The laboratory would frequently have to go outside of the system to get things done—particularly with regard to reporting. Most data had to be hand entered. It could take on average about 15 minutes to enter information from just two samples. That manual effort took time away from other important tasks. And the existing system couldn’t comply with the growth and increasing complexity of regulatory requirements.

The search was on.

The City undertook a formal process to replace their existing information management infrastructure. A selection committee was assembled and a very detailed RFP (request for proposal) was issued. Five viable candidates submitted bids. After a first pass review of capabilities, the list was reduced to three vendors. The short-listed vendors did on-site demonstrations and presented system functionality. Selection criteria included the ability to handle data, ease of implementation, and a consideration for how soon the system could be implemented.

The team decided they wanted a system that was already designed for environmental testing instead of a more generic system that was highly customized to meet their needs.

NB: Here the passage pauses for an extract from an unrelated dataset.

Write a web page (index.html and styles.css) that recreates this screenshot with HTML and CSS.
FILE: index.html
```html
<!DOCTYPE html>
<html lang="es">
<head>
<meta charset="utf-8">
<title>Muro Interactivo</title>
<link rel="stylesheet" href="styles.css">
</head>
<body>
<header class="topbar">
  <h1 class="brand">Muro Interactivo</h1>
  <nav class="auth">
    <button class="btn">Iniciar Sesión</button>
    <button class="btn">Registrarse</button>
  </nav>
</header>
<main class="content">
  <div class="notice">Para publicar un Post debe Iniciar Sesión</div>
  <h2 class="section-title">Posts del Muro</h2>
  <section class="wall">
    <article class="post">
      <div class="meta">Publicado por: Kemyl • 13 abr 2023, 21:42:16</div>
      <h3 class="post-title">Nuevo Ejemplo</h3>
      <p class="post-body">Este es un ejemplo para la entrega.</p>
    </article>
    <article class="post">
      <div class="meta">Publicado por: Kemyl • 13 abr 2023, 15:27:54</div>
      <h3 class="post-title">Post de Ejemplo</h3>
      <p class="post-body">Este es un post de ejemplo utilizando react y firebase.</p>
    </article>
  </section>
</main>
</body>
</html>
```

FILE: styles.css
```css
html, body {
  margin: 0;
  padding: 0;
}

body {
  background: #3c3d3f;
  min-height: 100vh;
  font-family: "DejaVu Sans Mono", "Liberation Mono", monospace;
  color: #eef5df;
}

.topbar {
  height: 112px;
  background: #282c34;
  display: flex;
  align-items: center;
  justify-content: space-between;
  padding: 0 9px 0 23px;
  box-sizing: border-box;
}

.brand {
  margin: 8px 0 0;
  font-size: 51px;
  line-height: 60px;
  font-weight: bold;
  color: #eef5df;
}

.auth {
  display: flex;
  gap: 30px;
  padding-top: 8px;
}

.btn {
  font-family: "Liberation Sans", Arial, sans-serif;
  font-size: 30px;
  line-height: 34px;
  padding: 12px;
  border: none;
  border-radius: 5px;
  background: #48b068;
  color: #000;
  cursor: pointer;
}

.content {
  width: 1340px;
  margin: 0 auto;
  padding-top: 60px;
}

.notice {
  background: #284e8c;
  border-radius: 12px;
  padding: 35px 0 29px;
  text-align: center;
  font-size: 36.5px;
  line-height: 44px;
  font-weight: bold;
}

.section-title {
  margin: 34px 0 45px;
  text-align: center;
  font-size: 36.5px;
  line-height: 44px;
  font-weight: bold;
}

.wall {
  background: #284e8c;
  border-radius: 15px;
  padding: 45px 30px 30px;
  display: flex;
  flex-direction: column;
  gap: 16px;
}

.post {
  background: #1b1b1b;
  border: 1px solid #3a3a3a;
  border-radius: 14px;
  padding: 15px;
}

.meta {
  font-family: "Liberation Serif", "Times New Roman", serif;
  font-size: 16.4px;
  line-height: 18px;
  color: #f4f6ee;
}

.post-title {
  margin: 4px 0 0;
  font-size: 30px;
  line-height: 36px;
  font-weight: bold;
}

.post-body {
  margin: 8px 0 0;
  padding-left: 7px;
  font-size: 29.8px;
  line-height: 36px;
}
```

The concern was about the tradeoff between chasing an ideal of a perfect system and the reality of creating a never-ending project. “We didn’t want to spend two years setting up this program with ultimate flexibility but nothing set up for an environmental lab. We’d much rather go for something already set up for an environmental lab,” said Shackelford.

At the end of the review process, Element LIMS from Promium was selected. Implementation and training began during the summer months and was completed in late Fall before the holiday season. “We could have built the ultimate system and it would have taken a long time and we might still be in the process of implementing it. Instead we bought a system that matched a lot of what we wanted to do. It has the parts that we needed instead of having to think them up and program them in.”

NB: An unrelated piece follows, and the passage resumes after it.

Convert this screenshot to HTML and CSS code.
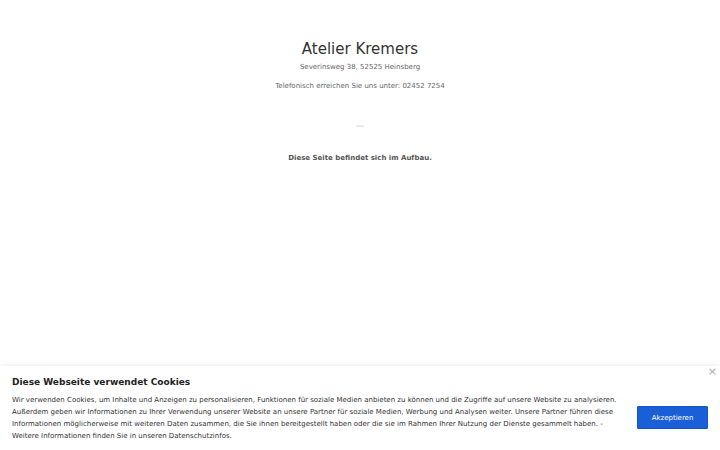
FILE: index.html
```html
<!DOCTYPE html>
<html lang="de">
<head>
<meta charset="utf-8">
<title>Atelier Kremers</title>
<link rel="stylesheet" href="styles.css">
</head>
<body>
<main class="page">
  <h1 class="title">Atelier Kremers</h1>
  <p class="address">Severinsweg 38, 52525 Heinsberg</p>
  <p class="phone">Telefonisch erreichen Sie uns unter: 02452 7254</p>
  <p class="sep">---</p>
  <p class="notice">Diese Seite befindet sich im Aufbau.</p>
</main>
<div class="cookie">
  <div class="cookie-text">
    <h2 class="cookie-title">Diese Webseite verwendet Cookies</h2>
    <p class="cookie-body">Wir verwenden Cookies, um Inhalte und Anzeigen zu personalisieren, Funktionen für soziale Medien anbieten zu können und die Zugriffe auf unsere Website zu analysieren. Außerdem geben wir Informationen zu Ihrer Verwendung unserer Website an unsere Partner für soziale Medien, Werbung und Analysen weiter. Unsere Partner führen diese Informationen möglicherweise mit weiteren Daten zusammen, die Sie ihnen bereitgestellt haben oder die sie im Rahmen Ihrer Nutzung der Dienste gesammelt haben. - Weitere Informationen finden Sie in unseren Datenschutzinfos.</p>
  </div>
  <button class="accept">Akzeptieren</button>
  <span class="close">×</span>
</div>
</body>
</html>
```
FILE: styles.css
```css
html, body {
  margin: 0;
  padding: 0;
  background: #fff;
}
body {
  font-family: "DejaVu Sans", sans-serif;
  color: #555;
  width: 720px;
  height: 450px;
  overflow: hidden;
  position: relative;
}
.page {
  text-align: center;
  padding-top: 40px;
}
.title {
  margin: 0;
  font-size: 15px;
  font-weight: normal;
  color: #333;
  line-height: 18px;
}
.address {
  margin: 4px 0 0;
  font-size: 7px;
  line-height: 11px;
  color: #666;
}
.phone {
  margin: 8px 0 0;
  font-size: 7px;
  line-height: 11px;
  color: #666;
}
.sep {
  margin: 29px 0 0;
  font-size: 7px;
  line-height: 11px;
  color: #999;
}
.notice {
  margin: 21px 0 0;
  font-size: 7px;
  line-height: 11px;
  font-weight: bold;
  color: #555;
}
.cookie {
  position: absolute;
  left: 0;
  right: 0;
  bottom: 0;
  height: 84px;
  background: #fff;
  box-shadow: 0 -1px 6px rgba(0,0,0,0.08);
  display: flex;
  align-items: center;
  padding: 0 12px;
  box-sizing: border-box;
}
.cookie-text {
  flex: 1;
}
.cookie-title {
  margin: 0 0 5px;
  font-size: 9px;
  line-height: 14px;
  font-weight: bold;
  color: #222;
}
.cookie-body {
  margin: 0;
  font-size: 7px;
  line-height: 12px;
  color: #333;
}
.accept {
  margin: 19px 0 0 20px;
  width: 71px;
  height: 23px;
  background: #1b5fd8;
  color: #fff;
  border: 1px solid #1655c5;
  border-radius: 1px;
  font-family: "DejaVu Sans", sans-serif;
  font-size: 7px;
  padding: 0;
}
.close {
  position: absolute;
  right: 3px;
  top: 0;
  font-size: 11px;
  color: #aaa;
  line-height: 12px;
}
```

The laboratory pushes ahead to improve performance.

Since the implementation was completed, the laboratory has seen a noticeable improvement in productivity and quality. Eliminating the hand entry of data was instrumental. This was especially true for 8260 and 8270 test methods. The task of entering sample information went from an average of up to fifteen minutes for two samples to the ability to enter an entire run—maybe thirty-five samples over two days—in the same time frame. Even for smaller tests like BOD and TSS, the technicians don’t have to do the calculations manually any more. Element LIMS does them automatically. “We don’t have to have to worry about calculations, we just check to make sure it looks normal and correct any red flags that might show up and that’s that. Instead of having to do the hand calculations, and then the hand data entry, and then checking the calculations, and then checking the hand data entry. So we’ve taken it from four steps to one or two. For the big instruments like ICP-MS and GC-MS that’s a huge time saver,” said Shackelford.

“Element LIMS is easy, it’s fast, it does what we need it to do.”

Jennifer Shackelford, LIMS Administrator

Being able to report QC (instead of attaching a separate document) and reducing errors with embedded calculations has improved quality control, but the ability directly generate control charts has been a great benefit as well. The control charts in particular provide the QA group and others with the ability to analyze data in a way that wasn’t possible before. And data can be viewed by project or by client or by other variables. And because the control charts are interactive, analytical method control limits can be updated from within the charts.

The new system was also a significant factor in receiving NELAC certification. The key is the inherent traceability and built-in audit trail in Element LIMS. “You have your sample results, then you can go back to the batch that it’s in. Then you can find whatever was used in that batch—all of the standards. And then you can go back to the standards and see how they were prepared, and then the information that the standards were prepared from. Everything is there. It’s connected,” said Shackelford. “The auditors like you to be able to pull up data quickly and easily and we can do that. It [Element LIMS] follows the steps that NELAC wants. You are able to know what it is you are reporting, for who, why, and where it is.”

Perhaps the most telling fact with regard to the transformation the laboratory has made is the number of people who use the information management system to do their job. With the old LIMS, there were three primary users because the system was so challenging. With Element LIMS, everyone in the lab uses it and has access to project information, sample data, test analysis, and operational and analytical reports. That includes fifteen people in the laboratory and a select few outside the laboratory that need access to key information. Shackelford sums it up. “Element LIMS is easy, it’s fast, it does what we need it to do.”